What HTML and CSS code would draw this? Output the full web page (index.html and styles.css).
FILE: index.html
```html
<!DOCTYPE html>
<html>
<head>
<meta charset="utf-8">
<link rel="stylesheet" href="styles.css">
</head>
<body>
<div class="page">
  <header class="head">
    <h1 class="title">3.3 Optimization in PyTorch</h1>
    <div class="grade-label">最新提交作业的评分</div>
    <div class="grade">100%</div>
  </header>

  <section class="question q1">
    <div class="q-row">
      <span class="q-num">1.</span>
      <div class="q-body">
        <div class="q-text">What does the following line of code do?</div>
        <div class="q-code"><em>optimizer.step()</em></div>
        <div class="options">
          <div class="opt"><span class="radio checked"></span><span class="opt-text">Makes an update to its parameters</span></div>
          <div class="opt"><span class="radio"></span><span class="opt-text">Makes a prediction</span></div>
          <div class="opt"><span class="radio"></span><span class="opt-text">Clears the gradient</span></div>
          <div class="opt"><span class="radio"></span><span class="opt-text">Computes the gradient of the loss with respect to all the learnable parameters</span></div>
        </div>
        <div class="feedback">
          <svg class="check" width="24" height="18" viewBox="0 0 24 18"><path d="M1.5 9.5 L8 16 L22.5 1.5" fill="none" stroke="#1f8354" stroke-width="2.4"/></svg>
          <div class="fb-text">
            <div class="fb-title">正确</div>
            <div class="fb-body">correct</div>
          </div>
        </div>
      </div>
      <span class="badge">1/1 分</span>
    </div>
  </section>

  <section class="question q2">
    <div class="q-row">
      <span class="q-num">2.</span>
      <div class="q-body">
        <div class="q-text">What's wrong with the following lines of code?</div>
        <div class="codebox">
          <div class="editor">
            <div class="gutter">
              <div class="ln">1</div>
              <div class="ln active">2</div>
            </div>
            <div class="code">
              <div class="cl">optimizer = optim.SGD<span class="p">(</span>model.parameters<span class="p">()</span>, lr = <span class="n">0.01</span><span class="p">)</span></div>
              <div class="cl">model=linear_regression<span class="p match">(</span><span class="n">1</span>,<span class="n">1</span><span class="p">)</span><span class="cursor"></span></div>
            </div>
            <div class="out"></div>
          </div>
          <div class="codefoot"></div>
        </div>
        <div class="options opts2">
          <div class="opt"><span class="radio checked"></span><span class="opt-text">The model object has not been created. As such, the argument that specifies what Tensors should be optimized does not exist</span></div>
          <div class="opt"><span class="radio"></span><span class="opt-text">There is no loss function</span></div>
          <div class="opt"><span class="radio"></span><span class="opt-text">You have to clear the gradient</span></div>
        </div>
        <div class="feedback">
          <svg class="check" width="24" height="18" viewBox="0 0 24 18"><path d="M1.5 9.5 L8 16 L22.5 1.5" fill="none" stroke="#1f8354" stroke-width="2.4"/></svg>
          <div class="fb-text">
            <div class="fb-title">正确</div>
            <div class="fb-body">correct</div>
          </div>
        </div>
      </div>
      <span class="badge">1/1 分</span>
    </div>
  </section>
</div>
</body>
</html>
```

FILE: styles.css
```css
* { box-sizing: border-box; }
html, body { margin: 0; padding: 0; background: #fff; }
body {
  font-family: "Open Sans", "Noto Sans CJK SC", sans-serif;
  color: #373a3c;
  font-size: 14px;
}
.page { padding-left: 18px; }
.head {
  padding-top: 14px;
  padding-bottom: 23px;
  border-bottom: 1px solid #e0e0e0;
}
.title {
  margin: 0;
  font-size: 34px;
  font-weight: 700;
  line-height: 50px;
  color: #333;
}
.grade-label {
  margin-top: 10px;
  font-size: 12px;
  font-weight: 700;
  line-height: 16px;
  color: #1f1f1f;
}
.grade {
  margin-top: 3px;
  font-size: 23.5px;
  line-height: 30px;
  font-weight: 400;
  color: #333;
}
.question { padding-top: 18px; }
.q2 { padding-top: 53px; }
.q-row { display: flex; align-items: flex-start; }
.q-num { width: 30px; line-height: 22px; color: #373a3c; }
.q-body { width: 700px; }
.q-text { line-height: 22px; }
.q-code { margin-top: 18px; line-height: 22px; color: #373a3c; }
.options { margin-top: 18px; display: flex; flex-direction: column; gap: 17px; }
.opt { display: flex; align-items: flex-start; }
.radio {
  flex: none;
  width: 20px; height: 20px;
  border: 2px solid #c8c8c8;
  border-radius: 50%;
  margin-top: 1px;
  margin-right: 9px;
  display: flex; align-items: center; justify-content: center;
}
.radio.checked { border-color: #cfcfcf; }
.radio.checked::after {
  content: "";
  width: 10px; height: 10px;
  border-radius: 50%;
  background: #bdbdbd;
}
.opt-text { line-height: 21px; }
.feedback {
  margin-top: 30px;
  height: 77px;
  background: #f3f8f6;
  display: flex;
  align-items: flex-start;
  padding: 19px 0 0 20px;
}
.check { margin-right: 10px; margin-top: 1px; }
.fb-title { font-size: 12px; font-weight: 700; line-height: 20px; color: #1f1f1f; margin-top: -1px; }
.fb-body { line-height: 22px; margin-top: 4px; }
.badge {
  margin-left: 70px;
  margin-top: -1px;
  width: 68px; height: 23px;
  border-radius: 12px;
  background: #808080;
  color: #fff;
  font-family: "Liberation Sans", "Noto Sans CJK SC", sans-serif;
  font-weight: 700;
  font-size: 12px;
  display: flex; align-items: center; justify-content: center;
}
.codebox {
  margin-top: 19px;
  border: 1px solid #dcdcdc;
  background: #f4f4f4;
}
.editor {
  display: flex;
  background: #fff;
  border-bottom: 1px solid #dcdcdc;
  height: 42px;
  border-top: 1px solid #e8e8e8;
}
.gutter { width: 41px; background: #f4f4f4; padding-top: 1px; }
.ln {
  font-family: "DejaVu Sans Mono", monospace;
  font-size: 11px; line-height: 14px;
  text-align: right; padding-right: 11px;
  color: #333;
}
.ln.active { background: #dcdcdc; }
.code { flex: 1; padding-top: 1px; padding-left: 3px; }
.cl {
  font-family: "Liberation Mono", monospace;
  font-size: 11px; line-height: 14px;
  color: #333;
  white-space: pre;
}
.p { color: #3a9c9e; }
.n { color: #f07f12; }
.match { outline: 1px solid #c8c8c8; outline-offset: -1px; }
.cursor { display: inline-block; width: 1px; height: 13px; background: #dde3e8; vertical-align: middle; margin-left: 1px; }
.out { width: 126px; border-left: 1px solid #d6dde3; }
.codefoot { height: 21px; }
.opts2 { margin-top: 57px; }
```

----------

Output the lines above verbatim and in full.

TASK SOLUTION
What HTML and CSS code would draw this? Output the full web page (index.html and styles.css).
FILE: index.html
```html
<!DOCTYPE html>
<html>
<head>
<meta charset="utf-8">
<link rel="stylesheet" href="styles.css">
</head>
<body>
<div class="page">
  <header class="head">
    <h1 class="title">3.3 Optimization in PyTorch</h1>
    <div class="grade-label">最新提交作业的评分</div>
    <div class="grade">100%</div>
  </header>

  <section class="question q1">
    <div class="q-row">
      <span class="q-num">1.</span>
      <div class="q-body">
        <div class="q-text">What does the following line of code do?</div>
        <div class="q-code"><em>optimizer.step()</em></div>
        <div class="options">
          <div class="opt"><span class="radio checked"></span><span class="opt-text">Makes an update to its parameters</span></div>
          <div class="opt"><span class="radio"></span><span class="opt-text">Makes a prediction</span></div>
          <div class="opt"><span class="radio"></span><span class="opt-text">Clears the gradient</span></div>
          <div class="opt"><span class="radio"></span><span class="opt-text">Computes the gradient of the loss with respect to all the learnable parameters</span></div>
        </div>
        <div class="feedback">
          <svg class="check" width="24" height="18" viewBox="0 0 24 18"><path d="M1.5 9.5 L8 16 L22.5 1.5" fill="none" stroke="#1f8354" stroke-width="2.4"/></svg>
          <div class="fb-text">
            <div class="fb-title">正确</div>
            <div class="fb-body">correct</div>
          </div>
        </div>
      </div>
      <span class="badge">1/1 分</span>
    </div>
  </section>

  <section class="question q2">
    <div class="q-row">
      <span class="q-num">2.</span>
      <div class="q-body">
        <div class="q-text">What's wrong with the following lines of code?</div>
        <div class="codebox">
          <div class="editor">
            <div class="gutter">
              <div class="ln">1</div>
              <div class="ln active">2</div>
            </div>
            <div class="code">
              <div class="cl">optimizer = optim.SGD<span class="p">(</span>model.parameters<span class="p">()</span>, lr = <span class="n">0.01</span><span class="p">)</span></div>
              <div class="cl">model=linear_regression<span class="p match">(</span><span class="n">1</span>,<span class="n">1</span><span class="p">)</span><span class="cursor"></span></div>
            </div>
            <div class="out"></div>
          </div>
          <div class="codefoot"></div>
        </div>
        <div class="options opts2">
          <div class="opt"><span class="radio checked"></span><span class="opt-text">The model object has not been created. As such, the argument that specifies what Tensors should be optimized does not exist</span></div>
          <div class="opt"><span class="radio"></span><span class="opt-text">There is no loss function</span></div>
          <div class="opt"><span class="radio"></span><span class="opt-text">You have to clear the gradient</span></div>
        </div>
        <div class="feedback">
          <svg class="check" width="24" height="18" viewBox="0 0 24 18"><path d="M1.5 9.5 L8 16 L22.5 1.5" fill="none" stroke="#1f8354" stroke-width="2.4"/></svg>
          <div class="fb-text">
            <div class="fb-title">正确</div>
            <div class="fb-body">correct</div>
          </div>
        </div>
      </div>
      <span class="badge">1/1 分</span>
    </div>
  </section>
</div>
</body>
</html>
```

FILE: styles.css
```css
* { box-sizing: border-box; }
html, body { margin: 0; padding: 0; background: #fff; }
body {
  font-family: "Open Sans", "Noto Sans CJK SC", sans-serif;
  color: #373a3c;
  font-size: 14px;
}
.page { padding-left: 18px; }
.head {
  padding-top: 14px;
  padding-bottom: 23px;
  border-bottom: 1px solid #e0e0e0;
}
.title {
  margin: 0;
  font-size: 34px;
  font-weight: 700;
  line-height: 50px;
  color: #333;
}
.grade-label {
  margin-top: 10px;
  font-size: 12px;
  font-weight: 700;
  line-height: 16px;
  color: #1f1f1f;
}
.grade {
  margin-top: 3px;
  font-size: 23.5px;
  line-height: 30px;
  font-weight: 400;
  color: #333;
}
.question { padding-top: 18px; }
.q2 { padding-top: 53px; }
.q-row { display: flex; align-items: flex-start; }
.q-num { width: 30px; line-height: 22px; color: #373a3c; }
.q-body { width: 700px; }
.q-text { line-height: 22px; }
.q-code { margin-top: 18px; line-height: 22px; color: #373a3c; }
.options { margin-top: 18px; display: flex; flex-direction: column; gap: 17px; }
.opt { display: flex; align-items: flex-start; }
.radio {
  flex: none;
  width: 20px; height: 20px;
  border: 2px solid #c8c8c8;
  border-radius: 50%;
  margin-top: 1px;
  margin-right: 9px;
  display: flex; align-items: center; justify-content: center;
}
.radio.checked { border-color: #cfcfcf; }
.radio.checked::after {
  content: "";
  width: 10px; height: 10px;
  border-radius: 50%;
  background: #bdbdbd;
}
.opt-text { line-height: 21px; }
.feedback {
  margin-top: 30px;
  height: 77px;
  background: #f3f8f6;
  display: flex;
  align-items: flex-start;
  padding: 19px 0 0 20px;
}
.check { margin-right: 10px; margin-top: 1px; }
.fb-title { font-size: 12px; font-weight: 700; line-height: 20px; color: #1f1f1f; margin-top: -1px; }
.fb-body { line-height: 22px; margin-top: 4px; }
.badge {
  margin-left: 70px;
  margin-top: -1px;
  width: 68px; height: 23px;
  border-radius: 12px;
  background: #808080;
  color: #fff;
  font-family: "Liberation Sans", "Noto Sans CJK SC", sans-serif;
  font-weight: 700;
  font-size: 12px;
  display: flex; align-items: center; justify-content: center;
}
.codebox {
  margin-top: 19px;
  border: 1px solid #dcdcdc;
  background: #f4f4f4;
}
.editor {
  display: flex;
  background: #fff;
  border-bottom: 1px solid #dcdcdc;
  height: 42px;
  border-top: 1px solid #e8e8e8;
}
.gutter { width: 41px; background: #f4f4f4; padding-top: 1px; }
.ln {
  font-family: "DejaVu Sans Mono", monospace;
  font-size: 11px; line-height: 14px;
  text-align: right; padding-right: 11px;
  color: #333;
}
.ln.active { background: #dcdcdc; }
.code { flex: 1; padding-top: 1px; padding-left: 3px; }
.cl {
  font-family: "Liberation Mono", monospace;
  font-size: 11px; line-height: 14px;
  color: #333;
  white-space: pre;
}
.p { color: #3a9c9e; }
.n { color: #f07f12; }
.match { outline: 1px solid #c8c8c8; outline-offset: -1px; }
.cursor { display: inline-block; width: 1px; height: 13px; background: #dde3e8; vertical-align: middle; margin-left: 1px; }
.out { width: 126px; border-left: 1px solid #d6dde3; }
.codefoot { height: 21px; }
.opts2 { margin-top: 57px; }
```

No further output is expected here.